___ Data lines ___

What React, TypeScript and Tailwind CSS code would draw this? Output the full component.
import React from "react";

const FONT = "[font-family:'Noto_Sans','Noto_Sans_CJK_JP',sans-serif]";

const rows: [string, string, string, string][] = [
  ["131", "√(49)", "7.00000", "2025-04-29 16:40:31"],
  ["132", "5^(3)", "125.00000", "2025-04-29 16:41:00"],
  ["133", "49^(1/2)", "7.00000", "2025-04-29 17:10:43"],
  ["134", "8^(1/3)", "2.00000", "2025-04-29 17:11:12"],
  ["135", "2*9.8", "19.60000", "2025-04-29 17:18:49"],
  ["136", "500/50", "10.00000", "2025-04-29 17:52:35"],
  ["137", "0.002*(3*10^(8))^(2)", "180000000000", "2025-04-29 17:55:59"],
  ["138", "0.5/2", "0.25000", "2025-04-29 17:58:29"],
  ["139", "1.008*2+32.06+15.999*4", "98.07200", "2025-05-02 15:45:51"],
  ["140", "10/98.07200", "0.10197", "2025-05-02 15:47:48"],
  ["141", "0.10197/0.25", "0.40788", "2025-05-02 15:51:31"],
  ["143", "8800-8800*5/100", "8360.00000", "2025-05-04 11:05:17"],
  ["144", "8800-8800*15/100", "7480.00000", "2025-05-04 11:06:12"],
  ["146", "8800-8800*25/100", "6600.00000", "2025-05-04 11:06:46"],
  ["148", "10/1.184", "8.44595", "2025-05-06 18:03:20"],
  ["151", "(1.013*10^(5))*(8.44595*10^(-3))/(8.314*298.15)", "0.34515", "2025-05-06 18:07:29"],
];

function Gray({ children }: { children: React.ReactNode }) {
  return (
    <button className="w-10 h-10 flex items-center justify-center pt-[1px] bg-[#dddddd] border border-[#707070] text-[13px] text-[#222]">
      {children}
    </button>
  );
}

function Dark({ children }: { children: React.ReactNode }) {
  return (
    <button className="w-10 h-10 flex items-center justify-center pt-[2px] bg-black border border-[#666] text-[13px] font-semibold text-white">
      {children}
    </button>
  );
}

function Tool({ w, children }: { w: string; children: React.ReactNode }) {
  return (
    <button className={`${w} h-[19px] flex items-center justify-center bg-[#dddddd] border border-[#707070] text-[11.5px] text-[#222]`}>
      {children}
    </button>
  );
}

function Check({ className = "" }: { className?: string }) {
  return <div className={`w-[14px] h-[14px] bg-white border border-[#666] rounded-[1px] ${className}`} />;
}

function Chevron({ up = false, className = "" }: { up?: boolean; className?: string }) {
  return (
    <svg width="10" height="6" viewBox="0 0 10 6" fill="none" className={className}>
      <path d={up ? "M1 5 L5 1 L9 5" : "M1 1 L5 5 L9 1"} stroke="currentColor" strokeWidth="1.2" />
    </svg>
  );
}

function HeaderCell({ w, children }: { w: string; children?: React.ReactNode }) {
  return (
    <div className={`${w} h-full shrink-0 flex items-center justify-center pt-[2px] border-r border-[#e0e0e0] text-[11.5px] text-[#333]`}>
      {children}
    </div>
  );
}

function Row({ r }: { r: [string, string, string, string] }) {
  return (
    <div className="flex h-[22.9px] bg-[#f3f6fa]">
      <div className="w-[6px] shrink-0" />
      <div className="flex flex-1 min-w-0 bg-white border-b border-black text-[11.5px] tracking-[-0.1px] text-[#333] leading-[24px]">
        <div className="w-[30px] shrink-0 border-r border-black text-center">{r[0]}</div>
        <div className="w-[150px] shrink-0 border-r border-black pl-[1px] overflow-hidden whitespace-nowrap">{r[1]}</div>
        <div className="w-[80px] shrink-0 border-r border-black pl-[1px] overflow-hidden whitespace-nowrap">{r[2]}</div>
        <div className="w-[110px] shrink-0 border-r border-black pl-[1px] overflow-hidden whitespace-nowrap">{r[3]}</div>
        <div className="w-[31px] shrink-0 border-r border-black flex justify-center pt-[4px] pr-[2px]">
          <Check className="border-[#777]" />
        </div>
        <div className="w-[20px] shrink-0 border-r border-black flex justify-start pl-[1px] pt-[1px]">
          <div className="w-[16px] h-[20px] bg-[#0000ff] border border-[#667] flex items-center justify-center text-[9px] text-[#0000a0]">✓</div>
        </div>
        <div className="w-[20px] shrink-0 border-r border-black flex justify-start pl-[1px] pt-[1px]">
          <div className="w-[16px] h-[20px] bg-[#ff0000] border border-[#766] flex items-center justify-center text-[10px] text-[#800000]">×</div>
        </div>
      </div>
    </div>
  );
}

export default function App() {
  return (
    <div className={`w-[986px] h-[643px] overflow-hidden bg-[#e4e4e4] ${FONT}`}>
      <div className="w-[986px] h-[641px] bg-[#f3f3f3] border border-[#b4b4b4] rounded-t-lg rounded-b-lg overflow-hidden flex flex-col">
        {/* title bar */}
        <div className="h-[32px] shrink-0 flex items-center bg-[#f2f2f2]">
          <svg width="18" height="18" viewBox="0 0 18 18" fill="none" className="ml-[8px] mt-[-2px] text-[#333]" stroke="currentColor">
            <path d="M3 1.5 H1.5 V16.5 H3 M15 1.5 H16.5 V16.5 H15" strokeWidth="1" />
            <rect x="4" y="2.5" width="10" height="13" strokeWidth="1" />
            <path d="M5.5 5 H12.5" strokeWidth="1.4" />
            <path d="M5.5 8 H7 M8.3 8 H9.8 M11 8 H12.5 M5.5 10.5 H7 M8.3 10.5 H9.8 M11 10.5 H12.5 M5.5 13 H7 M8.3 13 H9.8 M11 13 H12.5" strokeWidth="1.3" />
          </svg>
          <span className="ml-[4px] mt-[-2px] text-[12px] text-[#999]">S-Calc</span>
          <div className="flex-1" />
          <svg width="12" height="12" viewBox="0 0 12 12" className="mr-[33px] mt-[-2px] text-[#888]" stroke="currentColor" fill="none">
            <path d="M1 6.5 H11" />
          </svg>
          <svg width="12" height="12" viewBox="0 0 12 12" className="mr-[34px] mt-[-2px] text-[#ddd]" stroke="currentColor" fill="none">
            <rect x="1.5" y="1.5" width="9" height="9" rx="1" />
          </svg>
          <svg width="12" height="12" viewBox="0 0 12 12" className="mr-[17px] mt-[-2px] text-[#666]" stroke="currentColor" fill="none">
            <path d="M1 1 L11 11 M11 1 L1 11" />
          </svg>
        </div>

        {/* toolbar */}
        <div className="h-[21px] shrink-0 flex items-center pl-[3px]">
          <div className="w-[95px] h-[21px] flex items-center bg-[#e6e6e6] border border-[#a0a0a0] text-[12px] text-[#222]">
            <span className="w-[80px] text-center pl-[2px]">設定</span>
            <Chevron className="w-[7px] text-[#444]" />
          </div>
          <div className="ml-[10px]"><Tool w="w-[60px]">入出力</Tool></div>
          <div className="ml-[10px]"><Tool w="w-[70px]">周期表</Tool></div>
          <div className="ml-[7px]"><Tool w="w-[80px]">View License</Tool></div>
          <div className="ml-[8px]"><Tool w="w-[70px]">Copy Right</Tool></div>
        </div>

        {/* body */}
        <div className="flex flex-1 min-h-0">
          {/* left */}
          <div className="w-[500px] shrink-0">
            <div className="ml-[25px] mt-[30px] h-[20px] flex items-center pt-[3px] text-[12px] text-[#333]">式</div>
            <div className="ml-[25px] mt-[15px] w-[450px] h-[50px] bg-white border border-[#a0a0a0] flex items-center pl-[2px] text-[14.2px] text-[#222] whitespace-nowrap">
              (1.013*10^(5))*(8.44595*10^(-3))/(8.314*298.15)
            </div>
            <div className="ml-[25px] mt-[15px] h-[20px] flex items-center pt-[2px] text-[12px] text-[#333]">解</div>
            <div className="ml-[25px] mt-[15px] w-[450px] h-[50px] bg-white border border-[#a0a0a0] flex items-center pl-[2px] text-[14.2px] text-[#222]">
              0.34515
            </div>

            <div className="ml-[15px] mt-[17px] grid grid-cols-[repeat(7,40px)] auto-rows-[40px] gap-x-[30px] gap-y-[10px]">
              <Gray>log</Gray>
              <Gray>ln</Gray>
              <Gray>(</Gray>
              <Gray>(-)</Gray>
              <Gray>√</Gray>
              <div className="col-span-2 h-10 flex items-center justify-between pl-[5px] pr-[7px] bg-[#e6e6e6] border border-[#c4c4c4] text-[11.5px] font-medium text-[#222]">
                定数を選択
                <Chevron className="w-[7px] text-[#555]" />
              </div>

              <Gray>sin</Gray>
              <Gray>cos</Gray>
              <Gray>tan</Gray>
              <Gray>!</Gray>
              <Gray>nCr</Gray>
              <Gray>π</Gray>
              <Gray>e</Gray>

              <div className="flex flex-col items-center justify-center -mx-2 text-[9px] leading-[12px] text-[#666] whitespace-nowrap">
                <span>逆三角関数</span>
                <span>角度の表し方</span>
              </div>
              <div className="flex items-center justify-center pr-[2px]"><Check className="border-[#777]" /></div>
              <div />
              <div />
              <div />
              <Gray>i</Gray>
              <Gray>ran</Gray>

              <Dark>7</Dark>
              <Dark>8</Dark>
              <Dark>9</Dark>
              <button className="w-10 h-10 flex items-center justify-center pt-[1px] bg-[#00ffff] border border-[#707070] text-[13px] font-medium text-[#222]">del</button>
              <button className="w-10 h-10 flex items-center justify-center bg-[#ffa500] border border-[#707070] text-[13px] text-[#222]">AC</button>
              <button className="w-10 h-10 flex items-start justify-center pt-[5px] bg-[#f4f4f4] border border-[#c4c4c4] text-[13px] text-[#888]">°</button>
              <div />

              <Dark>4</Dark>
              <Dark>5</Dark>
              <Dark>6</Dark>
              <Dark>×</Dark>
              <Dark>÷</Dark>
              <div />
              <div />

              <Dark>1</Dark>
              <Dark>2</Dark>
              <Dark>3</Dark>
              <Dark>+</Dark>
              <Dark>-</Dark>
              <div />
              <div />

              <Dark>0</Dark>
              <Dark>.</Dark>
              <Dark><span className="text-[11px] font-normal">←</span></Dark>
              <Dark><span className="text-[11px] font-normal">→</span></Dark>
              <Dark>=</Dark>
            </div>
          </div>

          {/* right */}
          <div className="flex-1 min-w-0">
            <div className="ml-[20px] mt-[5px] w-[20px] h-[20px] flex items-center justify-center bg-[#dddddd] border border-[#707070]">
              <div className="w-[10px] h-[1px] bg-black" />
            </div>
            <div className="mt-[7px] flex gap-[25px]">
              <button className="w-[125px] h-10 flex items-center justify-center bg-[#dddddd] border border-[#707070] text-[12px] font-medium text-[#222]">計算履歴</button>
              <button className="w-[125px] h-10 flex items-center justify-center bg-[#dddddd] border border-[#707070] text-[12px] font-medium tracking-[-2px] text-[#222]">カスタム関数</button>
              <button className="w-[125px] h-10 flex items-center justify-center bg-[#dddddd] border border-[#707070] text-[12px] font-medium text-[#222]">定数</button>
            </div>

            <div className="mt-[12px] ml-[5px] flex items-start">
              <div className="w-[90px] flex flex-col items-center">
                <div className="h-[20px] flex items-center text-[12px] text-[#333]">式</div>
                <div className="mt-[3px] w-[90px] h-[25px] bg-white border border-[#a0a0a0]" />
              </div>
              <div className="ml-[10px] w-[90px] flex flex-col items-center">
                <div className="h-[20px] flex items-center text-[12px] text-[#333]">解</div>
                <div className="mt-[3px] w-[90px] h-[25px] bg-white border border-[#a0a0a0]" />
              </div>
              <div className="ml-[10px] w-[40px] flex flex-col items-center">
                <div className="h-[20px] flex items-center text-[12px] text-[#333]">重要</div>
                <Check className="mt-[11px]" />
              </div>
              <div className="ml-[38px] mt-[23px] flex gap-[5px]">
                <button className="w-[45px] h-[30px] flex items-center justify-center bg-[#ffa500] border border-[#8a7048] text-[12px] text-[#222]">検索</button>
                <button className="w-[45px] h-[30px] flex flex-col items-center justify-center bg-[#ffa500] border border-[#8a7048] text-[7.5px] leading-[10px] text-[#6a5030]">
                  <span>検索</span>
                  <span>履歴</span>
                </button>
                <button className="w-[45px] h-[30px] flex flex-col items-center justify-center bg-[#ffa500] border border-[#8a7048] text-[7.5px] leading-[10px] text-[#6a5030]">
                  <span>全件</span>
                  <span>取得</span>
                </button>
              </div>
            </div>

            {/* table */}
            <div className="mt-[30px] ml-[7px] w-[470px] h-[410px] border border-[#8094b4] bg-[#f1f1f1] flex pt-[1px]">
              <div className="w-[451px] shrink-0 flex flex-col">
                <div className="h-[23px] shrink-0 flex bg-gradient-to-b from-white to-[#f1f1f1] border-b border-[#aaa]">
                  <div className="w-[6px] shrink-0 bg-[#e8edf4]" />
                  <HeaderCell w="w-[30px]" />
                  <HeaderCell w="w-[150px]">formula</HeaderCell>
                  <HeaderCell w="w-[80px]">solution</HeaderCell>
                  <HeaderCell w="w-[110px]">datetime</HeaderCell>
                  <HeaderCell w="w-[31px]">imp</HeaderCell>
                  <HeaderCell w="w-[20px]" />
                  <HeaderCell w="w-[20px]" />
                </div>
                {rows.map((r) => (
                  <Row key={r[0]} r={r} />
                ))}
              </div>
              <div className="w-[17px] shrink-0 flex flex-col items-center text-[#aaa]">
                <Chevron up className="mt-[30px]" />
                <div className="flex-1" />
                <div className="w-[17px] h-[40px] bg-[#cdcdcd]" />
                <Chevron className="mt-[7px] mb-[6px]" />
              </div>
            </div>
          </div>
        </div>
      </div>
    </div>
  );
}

___

> [Given task]
Out of the material above, gather each line where "full" appears.

> [Answer for the task]
What React, TypeScript and Tailwind CSS code would draw this? Output the full component.
    <div className={`${w} h-full shrink-0 flex items-center justify-center pt-[2px] border-r border-[#e0e0e0] text-[11.5px] text-[#333]`}>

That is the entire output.